Youri, Klépinine et Pianov seront emmenés vers le camp de Buchenwald le 16 décembre. Le 25 janvier 1944, le prêtre et Youri (qui refusa une seconde fois l’armée Vlassov) furent sélectionnés pour l’usine de fusées souterraine construite à Dora, à quarante kilomètres. On savait déjà au camp qu’on y mourait d’épuisement. La furonculose de Youri dégénéra en septicémie. Le 6 février 1944, on l’emporta au Revier, infirmerie surpeuplée. J’ignore par quelle voie et quand sa mère apprit sa mort.

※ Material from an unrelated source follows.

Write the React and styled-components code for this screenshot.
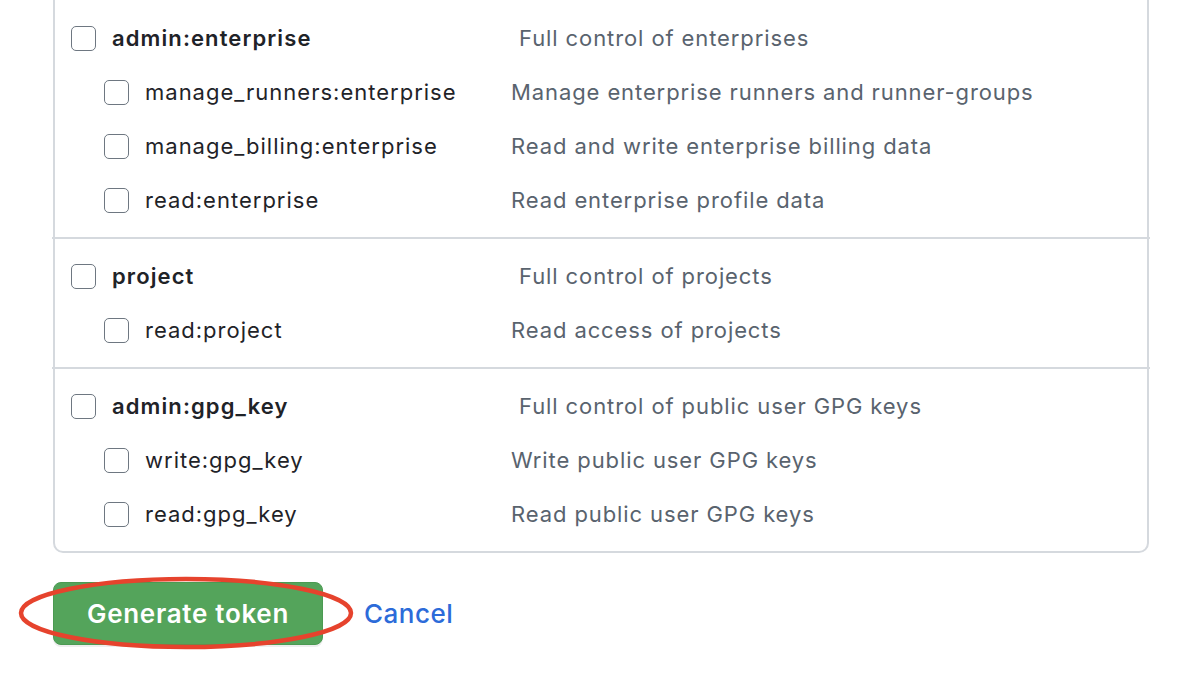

Le père Dimitri subit la haine des nazis pour les prêtres réfractaires, adversaires redoutés. D’où l’acharnement des surveillants et des kapos. À l’arrivée, dans un transport de 921 hommes de Compiègne, le père Dimitri avait été immatriculé comme Français, tatoué d’un F. Mais, indigné par le sadisme des gardiens envers les Russes, il se déclara solidaire d’eux, et se laissa tatouer un R qui l’exposait aux coups et à des tâches, pour lui, physiquement, littéralement meurtrières. À un camarade demandant s’il pourrait tenir, Dimitri avait répondu, forçant son sourire: «Oui, mais pas très longtemps. » C’est en 1995 que sa fille Hélène apprit, indirectement, qu’un détenu russe, devenu kapo par instinct de conservation, passait par un jour glacial de février devant le Schonung (bureau d’exemption du travail) où gisaient, à même le sol gelé, des malades incapables de se mouvoir et que le Revier ne pouvait plus accueillir. Il reconnut un prêtre, dont des Russes lui avaient parlé et dit le nom. Horrifié par ce mourant abandonné, il se pencha, lui parla en russe. L’agonisant lui demanda de prendre sa main droite gonflée, qu’il ne pouvait plus bouger, et de lui faire exécuter le signe de croix sur lui. L’homme avouait, vingt et un ans plus tard, qu’il avait soudain compris sa propre lâcheté. Dans son dernier souffle, Dimitri avait transformé cet inconnu terrifié en pénitent.

Le père Klépinine est mort, comme Youri, en février 1944.